Yesterday one of my favourite people and his dog dropped by the saltmines. Like many people older than anyone under forty years of age, he likes tobacco. And, though a pipe smoker, he admits to not being very picky.

"Any tobacco will do, I can't tell the difference anyhow."


Years ago I listened to another pipe man disquisition about the pleasant past time. "This leaf was picked during a dark phase of the moon by a virgin dancing widdershins. It performs best in a straightgrain from a burl harvested in a Bedouine graveyard, carved by a mage in a trance. Notice that dreamy warm amber hue to the lighter wood in between the dark lines?" Naturally, I am rather glad I haven't seen that pretentious dick in years, his type are quite as dreary as the people into Lord Of The Rings or the Sherlock Holmes stories who have taken up pipe smoking. The old fellow whose taste buds are on the wane is far preferable.

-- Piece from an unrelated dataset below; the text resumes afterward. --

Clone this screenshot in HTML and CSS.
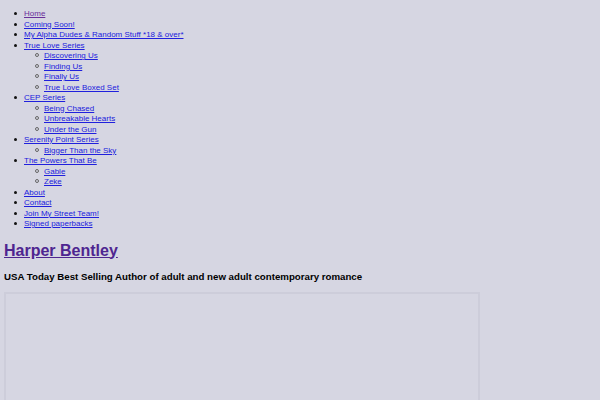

One of the bowls I smoked recently absolutely sang it was so nice.
Absolutely dreamy. No idea whether it was Gandalfian.
Whether or not a severely emotionally stunted neurotic fictional detective would have liked it was entirely immaterial. The tobacco mixture was sixty percent Red Virginia flake, with Bright, Burley, and Turkish to tweak the edges. I have NO idea about the grain patterns of the briar itself, because I had rusticated the outside of the bowl years ago.

No virgins danced while harvesting the briar.
Mercury may have been in retrograde.
And something was alive.



Neither Sauron, Gorthu of legend, nor Doctor Watson, the cripple from the Afghan Wars, had anything to do with the making of this pipe or the harvesting of the various tobaccos. There was no "three pipe problem". Lestrade and the horrid Baker Street Hobbits did not come into play. It tastes fine, feels good in the hand, and means another walk around the neighborhood.
If I weren't a pipe smoker I would get almost no exercise whatsoever.